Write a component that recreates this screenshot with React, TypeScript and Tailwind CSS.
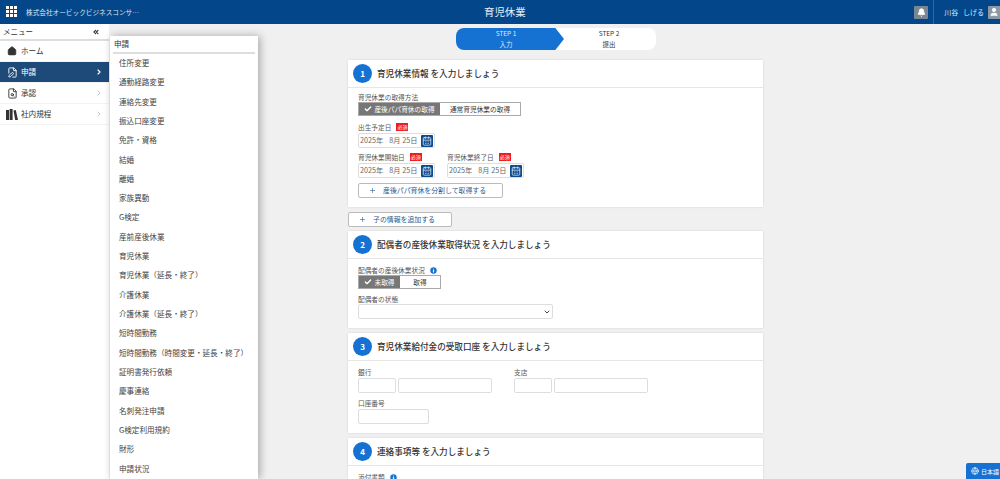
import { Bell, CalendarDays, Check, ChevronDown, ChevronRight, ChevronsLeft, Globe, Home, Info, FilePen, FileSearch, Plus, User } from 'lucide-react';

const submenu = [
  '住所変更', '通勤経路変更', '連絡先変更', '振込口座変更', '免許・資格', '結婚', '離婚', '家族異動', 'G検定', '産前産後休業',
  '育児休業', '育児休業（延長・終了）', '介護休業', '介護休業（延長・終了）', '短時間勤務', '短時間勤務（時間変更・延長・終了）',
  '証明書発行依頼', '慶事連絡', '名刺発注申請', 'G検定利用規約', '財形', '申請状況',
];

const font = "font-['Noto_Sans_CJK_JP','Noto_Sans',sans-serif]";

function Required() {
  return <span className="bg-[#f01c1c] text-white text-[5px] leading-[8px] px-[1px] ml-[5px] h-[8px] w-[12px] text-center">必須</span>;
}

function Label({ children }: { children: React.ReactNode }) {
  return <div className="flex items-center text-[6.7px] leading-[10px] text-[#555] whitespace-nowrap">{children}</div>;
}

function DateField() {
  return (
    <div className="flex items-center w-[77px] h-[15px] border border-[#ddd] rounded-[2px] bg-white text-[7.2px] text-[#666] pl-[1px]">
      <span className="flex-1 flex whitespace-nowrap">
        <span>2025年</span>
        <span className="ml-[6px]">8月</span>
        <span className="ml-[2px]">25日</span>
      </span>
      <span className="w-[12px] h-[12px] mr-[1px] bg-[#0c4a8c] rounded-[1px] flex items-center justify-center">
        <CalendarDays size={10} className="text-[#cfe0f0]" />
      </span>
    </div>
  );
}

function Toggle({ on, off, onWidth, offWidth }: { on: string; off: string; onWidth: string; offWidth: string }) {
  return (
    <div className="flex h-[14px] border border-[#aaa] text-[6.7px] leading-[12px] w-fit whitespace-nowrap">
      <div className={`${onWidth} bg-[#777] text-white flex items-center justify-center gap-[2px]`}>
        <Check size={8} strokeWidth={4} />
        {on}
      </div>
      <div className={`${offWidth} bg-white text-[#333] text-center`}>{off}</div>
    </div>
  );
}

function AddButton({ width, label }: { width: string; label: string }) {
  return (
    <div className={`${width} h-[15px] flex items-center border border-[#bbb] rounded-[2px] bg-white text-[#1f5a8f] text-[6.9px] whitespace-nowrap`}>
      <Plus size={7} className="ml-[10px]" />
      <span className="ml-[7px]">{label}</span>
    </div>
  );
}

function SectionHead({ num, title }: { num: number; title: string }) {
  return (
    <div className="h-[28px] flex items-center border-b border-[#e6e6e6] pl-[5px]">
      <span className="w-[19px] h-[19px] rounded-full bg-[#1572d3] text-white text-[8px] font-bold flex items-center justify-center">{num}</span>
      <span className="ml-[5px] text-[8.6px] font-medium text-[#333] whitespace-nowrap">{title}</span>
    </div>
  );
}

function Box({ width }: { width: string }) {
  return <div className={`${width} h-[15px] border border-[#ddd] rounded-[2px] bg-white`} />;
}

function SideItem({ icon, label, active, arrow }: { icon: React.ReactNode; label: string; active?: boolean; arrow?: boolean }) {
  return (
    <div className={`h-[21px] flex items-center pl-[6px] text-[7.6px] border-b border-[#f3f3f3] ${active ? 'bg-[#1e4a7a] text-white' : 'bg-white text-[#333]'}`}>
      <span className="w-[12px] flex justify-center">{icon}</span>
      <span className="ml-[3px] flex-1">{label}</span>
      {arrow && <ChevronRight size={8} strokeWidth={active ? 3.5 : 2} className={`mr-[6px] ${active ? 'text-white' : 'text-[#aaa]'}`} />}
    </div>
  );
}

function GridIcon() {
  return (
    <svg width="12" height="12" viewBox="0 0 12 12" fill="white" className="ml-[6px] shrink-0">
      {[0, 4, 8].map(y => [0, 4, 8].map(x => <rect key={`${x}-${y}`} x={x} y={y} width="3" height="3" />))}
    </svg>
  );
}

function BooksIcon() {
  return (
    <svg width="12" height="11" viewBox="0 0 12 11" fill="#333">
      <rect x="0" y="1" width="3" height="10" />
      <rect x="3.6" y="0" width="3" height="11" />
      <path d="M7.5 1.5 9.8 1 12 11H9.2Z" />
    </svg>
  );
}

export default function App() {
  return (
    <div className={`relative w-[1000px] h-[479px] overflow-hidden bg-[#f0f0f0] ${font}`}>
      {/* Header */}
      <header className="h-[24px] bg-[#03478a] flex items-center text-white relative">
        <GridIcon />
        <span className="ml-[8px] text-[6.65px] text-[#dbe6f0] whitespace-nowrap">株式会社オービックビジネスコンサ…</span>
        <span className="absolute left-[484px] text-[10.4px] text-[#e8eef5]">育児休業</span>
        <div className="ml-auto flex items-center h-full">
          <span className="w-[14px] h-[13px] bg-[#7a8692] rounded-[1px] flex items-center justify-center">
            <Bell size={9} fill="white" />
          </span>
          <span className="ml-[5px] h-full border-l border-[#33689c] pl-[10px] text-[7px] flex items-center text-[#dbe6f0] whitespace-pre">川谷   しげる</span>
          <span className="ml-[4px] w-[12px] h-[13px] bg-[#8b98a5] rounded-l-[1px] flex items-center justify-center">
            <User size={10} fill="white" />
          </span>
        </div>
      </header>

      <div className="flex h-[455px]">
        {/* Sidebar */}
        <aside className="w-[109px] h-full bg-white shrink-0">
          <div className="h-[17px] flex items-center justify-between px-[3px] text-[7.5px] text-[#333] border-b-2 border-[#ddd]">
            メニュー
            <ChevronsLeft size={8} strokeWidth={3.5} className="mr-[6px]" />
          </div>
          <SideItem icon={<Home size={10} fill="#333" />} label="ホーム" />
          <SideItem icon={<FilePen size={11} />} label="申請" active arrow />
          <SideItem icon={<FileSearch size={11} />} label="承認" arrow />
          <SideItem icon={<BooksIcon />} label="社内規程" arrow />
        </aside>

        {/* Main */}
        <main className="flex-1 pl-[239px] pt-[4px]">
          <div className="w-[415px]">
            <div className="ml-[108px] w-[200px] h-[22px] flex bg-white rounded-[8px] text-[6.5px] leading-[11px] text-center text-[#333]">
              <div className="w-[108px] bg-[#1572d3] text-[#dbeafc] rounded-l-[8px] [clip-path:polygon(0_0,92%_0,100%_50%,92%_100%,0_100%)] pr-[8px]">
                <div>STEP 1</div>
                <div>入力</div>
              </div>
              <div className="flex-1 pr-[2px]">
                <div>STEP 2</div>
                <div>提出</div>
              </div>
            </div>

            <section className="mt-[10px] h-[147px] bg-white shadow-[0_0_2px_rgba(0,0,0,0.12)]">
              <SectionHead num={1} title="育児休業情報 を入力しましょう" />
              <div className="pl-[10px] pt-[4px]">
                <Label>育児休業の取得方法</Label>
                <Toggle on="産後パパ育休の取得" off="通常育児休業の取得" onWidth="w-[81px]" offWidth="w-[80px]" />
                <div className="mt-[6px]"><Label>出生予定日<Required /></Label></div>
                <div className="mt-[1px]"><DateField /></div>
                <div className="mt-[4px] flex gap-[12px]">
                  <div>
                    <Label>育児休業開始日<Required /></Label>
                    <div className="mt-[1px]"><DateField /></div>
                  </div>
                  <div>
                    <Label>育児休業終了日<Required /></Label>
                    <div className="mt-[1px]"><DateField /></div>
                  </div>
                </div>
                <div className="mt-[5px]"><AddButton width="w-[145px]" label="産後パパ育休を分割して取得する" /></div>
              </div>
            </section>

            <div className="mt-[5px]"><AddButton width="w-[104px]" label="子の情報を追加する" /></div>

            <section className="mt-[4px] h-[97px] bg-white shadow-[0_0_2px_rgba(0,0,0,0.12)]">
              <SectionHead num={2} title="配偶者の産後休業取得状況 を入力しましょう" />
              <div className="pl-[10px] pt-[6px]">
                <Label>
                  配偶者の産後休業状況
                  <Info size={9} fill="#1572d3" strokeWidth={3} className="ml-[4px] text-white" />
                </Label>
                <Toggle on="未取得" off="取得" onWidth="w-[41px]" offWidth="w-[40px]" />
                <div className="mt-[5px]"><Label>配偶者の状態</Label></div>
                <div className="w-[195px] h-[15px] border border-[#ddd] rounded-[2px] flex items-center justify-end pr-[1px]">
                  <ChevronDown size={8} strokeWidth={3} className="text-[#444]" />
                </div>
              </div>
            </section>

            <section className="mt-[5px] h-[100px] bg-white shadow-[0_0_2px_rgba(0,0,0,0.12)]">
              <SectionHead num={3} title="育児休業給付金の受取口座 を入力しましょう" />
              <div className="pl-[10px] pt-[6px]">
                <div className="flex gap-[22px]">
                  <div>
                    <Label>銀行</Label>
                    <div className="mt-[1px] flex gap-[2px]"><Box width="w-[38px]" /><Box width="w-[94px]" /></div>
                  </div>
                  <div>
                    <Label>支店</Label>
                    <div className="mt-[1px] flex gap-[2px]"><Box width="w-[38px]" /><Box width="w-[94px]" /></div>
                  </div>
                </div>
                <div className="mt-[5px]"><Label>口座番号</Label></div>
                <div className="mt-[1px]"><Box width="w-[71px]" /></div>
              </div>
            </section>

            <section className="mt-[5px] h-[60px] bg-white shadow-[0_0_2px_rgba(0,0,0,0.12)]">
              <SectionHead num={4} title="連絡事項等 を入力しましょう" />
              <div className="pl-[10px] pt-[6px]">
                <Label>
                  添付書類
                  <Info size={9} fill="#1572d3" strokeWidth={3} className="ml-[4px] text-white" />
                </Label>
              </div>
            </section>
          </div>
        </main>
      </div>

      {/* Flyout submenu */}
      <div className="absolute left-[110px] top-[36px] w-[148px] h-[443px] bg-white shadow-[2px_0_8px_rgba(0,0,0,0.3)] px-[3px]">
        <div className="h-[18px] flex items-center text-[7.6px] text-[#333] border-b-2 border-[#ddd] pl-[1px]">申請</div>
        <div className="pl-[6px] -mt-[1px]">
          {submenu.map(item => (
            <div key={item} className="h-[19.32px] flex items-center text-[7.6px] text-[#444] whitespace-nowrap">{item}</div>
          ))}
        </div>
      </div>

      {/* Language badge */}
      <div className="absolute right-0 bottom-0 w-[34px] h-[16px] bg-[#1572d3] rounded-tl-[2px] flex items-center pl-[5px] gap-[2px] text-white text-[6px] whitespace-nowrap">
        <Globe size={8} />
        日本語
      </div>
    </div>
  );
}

+--

• [Task to complete]: Restate the data word for word from its first line through the line with "FileSearch, Plus, User", leaving out any picture along the way.

• [Response]:
Write a component that recreates this screenshot with React, TypeScript and Tailwind CSS.
import { Bell, CalendarDays, Check, ChevronDown, ChevronRight, ChevronsLeft, Globe, Home, Info, FilePen, FileSearch, Plus, User } from 'lucide-react';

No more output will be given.